Sunday, September 21, 2014

An Unpleasant Case of Deja-Vu

That probably looks really grim, considering the last post. But things are actually alright here. Anyway. On the first of July, two years ago, I wrote:

"Dear Brain: Shut up. Or think about something else. Your nagging over the past three days has become annoying to the point where I'm considering a lobotomy via crochet hook.

Dear Heart: Stop agreeing with the brain. You two are supposed to always be conflicting, and it's unsettling when you agree. Also, stop trying to make your way onto my sleeve; you don't belong there.

Dear Subconscious: No. Just no.

Dear Cupid: STOP SHOOTING ME, YOU LITTLE PEST! I get it, okay? The issue has been dealt with so go pick on someone else!

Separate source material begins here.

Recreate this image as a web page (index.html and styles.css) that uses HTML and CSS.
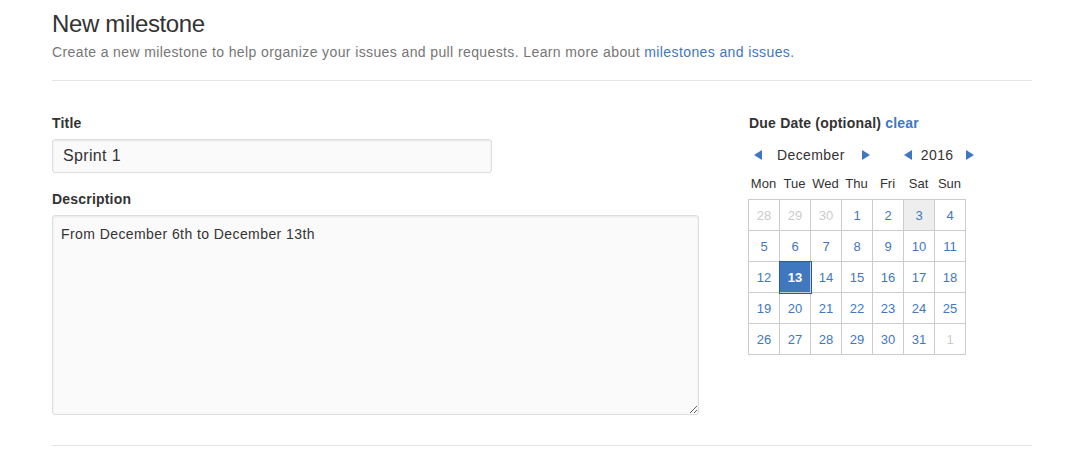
FILE: index.html
```html
<!DOCTYPE html>
<html>
<head>
<meta charset="utf-8">
<link rel="stylesheet" href="styles.css">
</head>
<body>
<div class="container">
  <div class="subhead">
    <h2 class="subhead-title">New milestone</h2>
    <p class="subhead-desc">Create a new milestone to help organize your issues and pull requests. Learn more about <a href="#" class="link">milestones and issues</a>.</p>
  </div>
  <div class="form-row">
    <div class="form-main">
      <label class="label">Title</label>
      <input class="input" type="text" value="Sprint 1">
      <label class="label label-desc">Description</label>
      <textarea class="textarea">From December 6th to December 13th</textarea>
    </div>
    <div class="form-side">
      <label class="label label-due">Due Date (optional) <a href="#" class="link">clear</a></label>
      <div class="cal">
        <div class="cal-nav">
          <div class="cal-group cal-month">
            <span class="arrow arrow-left"></span>
            <span class="cal-name">December</span>
            <span class="arrow arrow-right"></span>
          </div>
          <div class="cal-group cal-year">
            <span class="arrow arrow-left"></span>
            <span class="cal-name">2016</span>
            <span class="arrow arrow-right"></span>
          </div>
        </div>
        <div class="cal-head">
          <span>Mon</span><span>Tue</span><span>Wed</span><span>Thu</span><span>Fri</span><span>Sat</span><span>Sun</span>
        </div>
        <div class="cal-grid">
          <span class="day other">28</span><span class="day other">29</span><span class="day other">30</span><span class="day">1</span><span class="day">2</span><span class="day today">3</span><span class="day">4</span>
          <span class="day">5</span><span class="day">6</span><span class="day">7</span><span class="day">8</span><span class="day">9</span><span class="day">10</span><span class="day">11</span>
          <span class="day">12</span><span class="day selected">13</span><span class="day">14</span><span class="day">15</span><span class="day">16</span><span class="day">17</span><span class="day">18</span>
          <span class="day">19</span><span class="day">20</span><span class="day">21</span><span class="day">22</span><span class="day">23</span><span class="day">24</span><span class="day">25</span>
          <span class="day">26</span><span class="day">27</span><span class="day">28</span><span class="day">29</span><span class="day">30</span><span class="day">31</span><span class="day other">1</span>
        </div>
      </div>
    </div>
  </div>
  <div class="bottom-rule"></div>
</div>
</body>
</html>
```

FILE: styles.css
```css
html, body {
  margin: 0;
  padding: 0;
  background: #fff;
}
body {
  font-family: "Liberation Sans", Arial, sans-serif;
  font-size: 14px;
  color: #333;
}
.container {
  width: 980px;
  margin-left: 52px;
  padding-top: 8px;
}
.subhead {
  border-bottom: 1px solid #e5e5e5;
  padding-bottom: 20px;
}
.subhead-title {
  margin: 0;
  font-size: 24px;
  font-weight: normal;
  line-height: 32px;
  letter-spacing: -0.35px;
  color: #333;
}
.subhead-desc {
  margin: 4px 0 0;
  font-size: 14px;
  line-height: 16px;
  letter-spacing: 0.39px;
  color: #767676;
}
.link {
  color: #4078c0;
  text-decoration: none;
}
.form-row {
  display: flex;
  padding-top: 34px;
}
.form-main {
  width: 646px;
  display: flex;
  flex-direction: column;
}
.form-side {
  margin-left: 50px;
  display: flex;
  flex-direction: column;
}
.label {
  display: block;
  font-weight: bold;
  font-size: 14px;
  line-height: 16px;
  letter-spacing: 0.2px;
  color: #333;
  margin-bottom: 8px;
}
.label-due {
  padding-left: 1px;
}
.label-desc {
  margin-top: 18px;
  margin-bottom: 8px;
}
.input {
  box-sizing: border-box;
  width: 440px;
  height: 34px;
  padding: 5px 10px;
  font-family: "Liberation Sans", Arial, sans-serif;
  font-size: 16px;
  letter-spacing: 0.35px;
  color: #333;
  background: #fafafa;
  border: 1px solid #ddd;
  border-radius: 3px;
  box-shadow: inset 0 1px 2px rgba(0,0,0,0.075);
  outline: none;
  margin: 0;
}
.textarea {
  box-sizing: border-box;
  width: 647px;
  height: 200px;
  padding: 8px 8px;
  font-family: "Liberation Sans", Arial, sans-serif;
  font-size: 14px;
  line-height: 20px;
  letter-spacing: 0.42px;
  color: #333;
  background: #fafafa;
  border: 1px solid #ddd;
  border-radius: 3px;
  box-shadow: inset 0 1px 2px rgba(0,0,0,0.075);
  outline: none;
  margin: 0;
  resize: vertical;
}
.cal {
  width: 218px;
}
.cal-nav {
  display: flex;
  align-items: center;
  height: 20px;
  margin-top: 6px;
  padding-left: 6px;
}
.cal-group {
  display: flex;
  align-items: center;
}
.cal-month .cal-name {
  margin: 0 17px 0 15px;
}
.cal-year {
  margin-left: 34px;
}
.cal-year .cal-name {
  margin: 0 12px 0 9px;
}
.cal-name {
  font-size: 14px;
  letter-spacing: 0.4px;
  color: #333;
}
.arrow {
  width: 0;
  height: 0;
  border-top: 5px solid transparent;
  border-bottom: 5px solid transparent;
}
.arrow-left {
  border-right: 8px solid #4078c0;
}
.arrow-right {
  border-left: 8px solid #4078c0;
}
.cal-head {
  display: grid;
  grid-template-columns: repeat(7, 31px);
  margin-top: 8px;
  height: 20px;
  align-items: center;
  font-size: 13px;
  color: #333;
}
.cal-head span {
  text-align: center;
}
.cal-grid {
  display: grid;
  grid-template-columns: repeat(7, 31px);
  grid-auto-rows: 31px;
  margin-top: 6px;
  border-top: 1px solid #ccc;
  border-left: 1px solid #ccc;
  width: 217px;
}
.day {
  box-sizing: border-box;
  border-right: 1px solid #ccc;
  border-bottom: 1px solid #ccc;
  display: flex;
  align-items: center;
  justify-content: center;
  font-size: 13px;
  color: #4078c0;
}
.day.other {
  color: #ccc;
}
.day.today {
  background: #eee;
}
.day.selected {
  background: #4078c0;
  color: #fff;
  font-weight: bold;
  box-shadow: 0 0 0 1px #2a5a9e;
  position: relative;
}
.bottom-rule {
  margin-top: 30px;
  border-top: 1px solid #e5e5e5;
}
```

*grumble* My mind needs an off switch."

A few days ago I came to a horrifying realization: Here we are again, with the same thoughts for the same reason. The person is different though, which I'm grateful for because, damn it's been forever. But still. Gimme a break. Stuck writing poetry about this nonsense, my fingers are slipping up typing the most irritating and embarrassing Freudian slips... *headdesk* The issue has not been dealt with though, nor do I think it's going to be. I remember what happened the last time, and I'm really not willing to go through that a second time when I already know the outcome. Just wastes time.

Hopefully what worked before will work again and life will return to some semblance of normal. After all, if you lie to yourself enough, you might end up believing it. Bergen Evans, you genius you, lying really IS an indispensable part of making life tolerable. For now though, share my... Whatever this is. Frustration? Horror? Absolute shock and dismay?

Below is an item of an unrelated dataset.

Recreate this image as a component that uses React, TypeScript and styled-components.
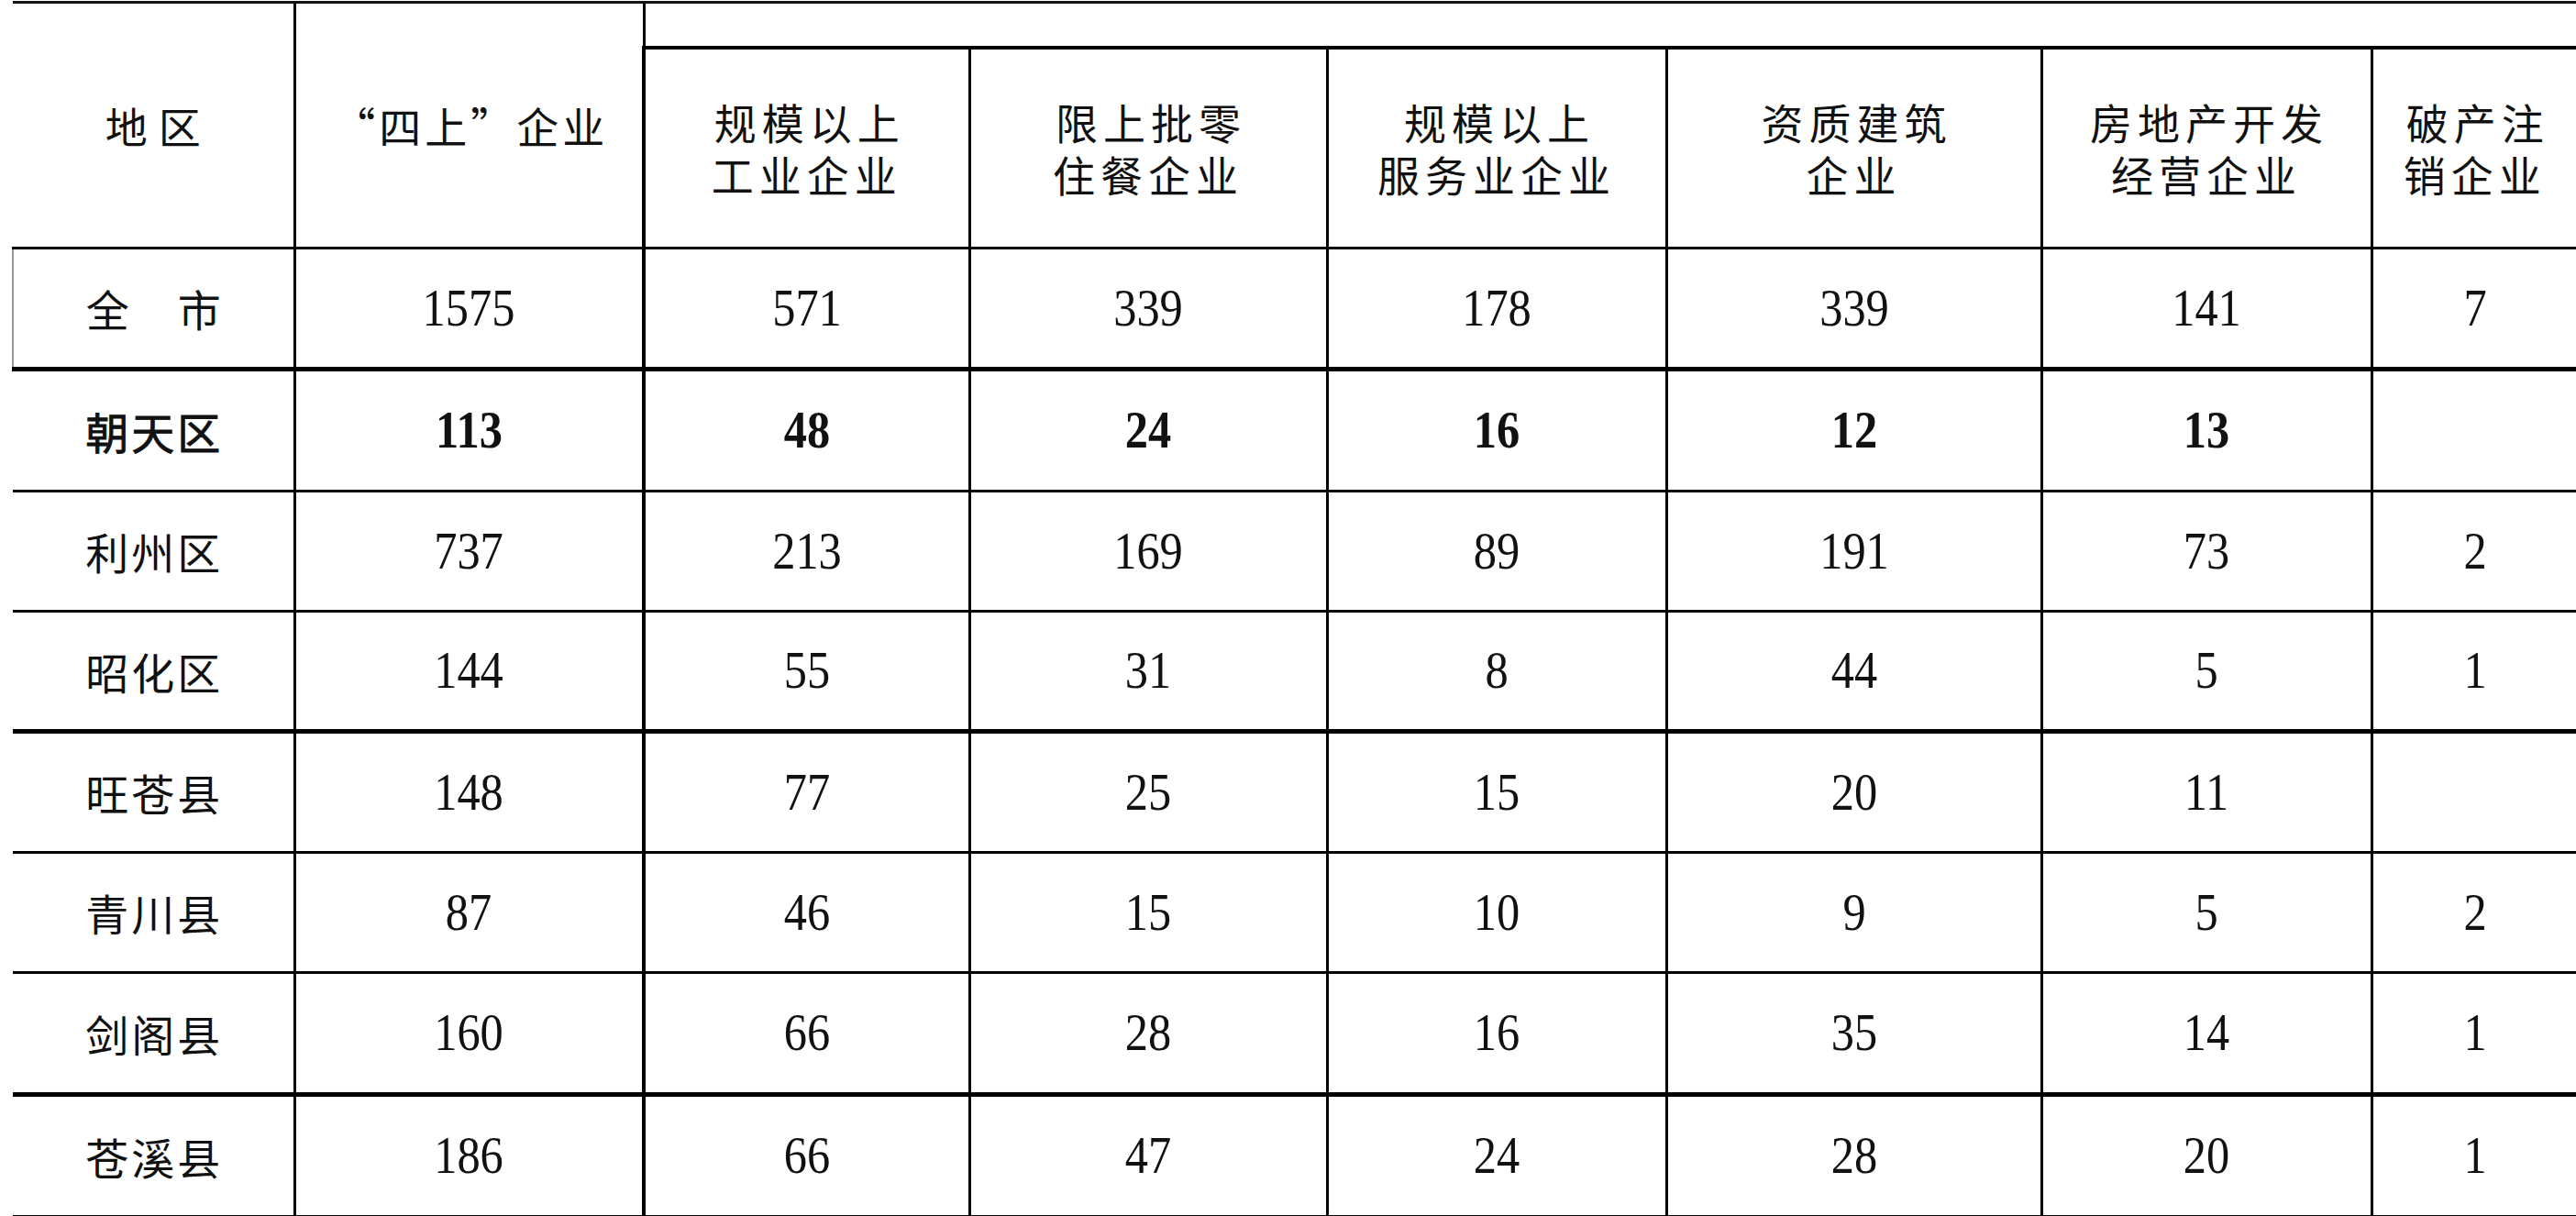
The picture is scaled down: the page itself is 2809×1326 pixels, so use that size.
import styled, { createGlobalStyle } from "styled-components";

const GlobalStyle = createGlobalStyle`
    html, body {
        margin: 0;
        padding: 0;
        background: #ffffff;
    }
`;

const Page = styled.div`
    padding: 1px 0 0 13px;
    width: 2796px;
`;

const Table = styled.table`
    width: 2796px;
    table-layout: fixed;
    border-collapse: collapse;
    color: #111;
`;

const Head = styled.th<{ $wide?: boolean; $first?: boolean; $topRow?: boolean; $spacing?: number }>`
    padding: 0;
    font-family: "Noto Sans CJK SC", "Noto Sans", sans-serif;
    font-weight: 400;
    font-size: 46px;
    line-height: 57px;
    letter-spacing: ${(p) => p.$spacing ?? 6}px;
    text-indent: ${(p) => p.$spacing ?? 6}px;
    text-align: center;
    vertical-align: middle;
    border-top: ${(p) => (p.$topRow ? "3px solid #151515" : "4px solid #000")};
    border-bottom: 3px solid #000;
    border-left: ${(p) => (p.$first ? "none" : p.$wide ? "4px solid #000" : "3px solid #000")};
`;

const Spacer = styled.th`
    padding: 0;
    height: 46px;
    border-top: 3px solid #151515;
    border-bottom: 4px solid #000;
    border-left: 3px solid #000;
`;

const Row = styled.tr<{ $h: number }>`
    height: ${(p) => p.$h}px;
`;

const Cell = styled.td<{ $bottom: number; $left?: string }>`
    padding: 0;
    text-align: center;
    vertical-align: middle;
    border-bottom: ${(p) => p.$bottom}px solid #000;
    border-left: ${(p) => p.$left ?? "3px solid #000"};
`;

const Name = styled.span<{ $bold?: boolean }>`
    font-family: "Noto Sans CJK SC", "Noto Sans", sans-serif;
    font-size: 47px;
    font-weight: 400;
    letter-spacing: 3px;
    padding-left: 3px;
    -webkit-text-stroke: ${(p) => (p.$bold ? "0.9px #111" : "0")};
`;

const Num = styled.span<{ $bold?: boolean }>`
    display: inline-block;
    font-family: "Liberation Serif", "Times New Roman", serif;
    font-size: 56px;
    font-weight: ${(p) => (p.$bold ? 700 : 400)};
    line-height: 1;
    transform: scaleX(0.9);
`;

const widths = [307, 381, 355, 390, 370, 409, 360, 224];

const headers = [
    ["规模以上", "工业企业"],
    ["限上批零", "住餐企业"],
    ["规模以上", "服务业企业"],
    ["资质建筑", "企业"],
    ["房地产开发", "经营企业"],
    ["破产注", "销企业"],
];

interface DataRow {
    name: string;
    values: string[];
    bottom: number;
    height: number;
    bold?: boolean;
    total?: boolean;
}

const rows: DataRow[] = [
    { name: "全\u3000市", values: ["1575", "571", "339", "178", "339", "141", "7"], bottom: 5, height: 132, total: true },
    { name: "朝天区", values: ["113", "48", "24", "16", "12", "13", ""], bottom: 3, height: 133, bold: true },
    { name: "利州区", values: ["737", "213", "169", "89", "191", "73", "2"], bottom: 3, height: 131 },
    { name: "昭化区", values: ["144", "55", "31", "8", "44", "5", "1"], bottom: 5, height: 131 },
    { name: "旺苍县", values: ["148", "77", "25", "15", "20", "11", ""], bottom: 3, height: 132 },
    { name: "青川县", values: ["87", "46", "15", "10", "9", "5", "2"], bottom: 3, height: 131 },
    { name: "剑阁县", values: ["160", "66", "28", "16", "35", "14", "1"], bottom: 5, height: 133 },
    { name: "苍溪县", values: ["186", "66", "47", "24", "28", "20", "1"], bottom: 3, height: 133 },
];

const App = () => {
    return (
        <Page>
            <GlobalStyle />
            <Table>
                <colgroup>
                    {widths.map((w, i) => (
                        <col key={i} style={{ width: w }} />
                    ))}
                </colgroup>
                <thead>
                    <tr>
                        <Head rowSpan={2} $first $topRow $spacing={12}>地区</Head>
                        <Head rowSpan={2} $topRow $spacing={4}>“四上”企业</Head>
                        <Spacer colSpan={6} />
                    </tr>
                    <Row $h={218}>
                        {headers.map((lines, i) => (
                            <Head key={i} $wide={i === 0}>
                                {lines[0]}
                                <br />
                                {lines[1]}
                            </Head>
                        ))}
                    </Row>
                </thead>
                <tbody>
                    {rows.map((row) => (
                        <Row key={row.name} $h={row.height}>
                            <Cell $bottom={row.bottom} $left={row.total ? "2px solid #9a9a9a" : "none"}>
                                <Name $bold={row.bold}>{row.name}</Name>
                            </Cell>
                            {row.values.map((v, i) => (
                                <Cell key={i} $bottom={row.bottom} $left={i === 1 ? "4px solid #000" : undefined}>
                                    {v && <Num $bold={row.bold}>{v}</Num>}
                                </Cell>
                            ))}
                        </Row>
                    ))}
                </tbody>
            </Table>
        </Page>
    );
};

export default App;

The entire point of loving everyone was to make it so I wouldn't end up loving anyone. Not that way, at least. Jeez, brain, get with the program.

Just How Long? (I Lie to You)

Easy breathing and a steady heart beat
Soft thoughts; a gentle smile that you can't see
Times like this, when I'm raw and real and weak
I thank Heaven that you're blind to me

I don't want to permit this
But I can't push back what I know
So here I stay, with my head in the clouds
And my heart so far below

What I feel, what I fight
The truth stares back in frightened eyes
I pause and wonder, just how long have I been lying to you?
And for just how long will I continue to?

Shoot me now, before this worsens into something more than a twelve-line poem.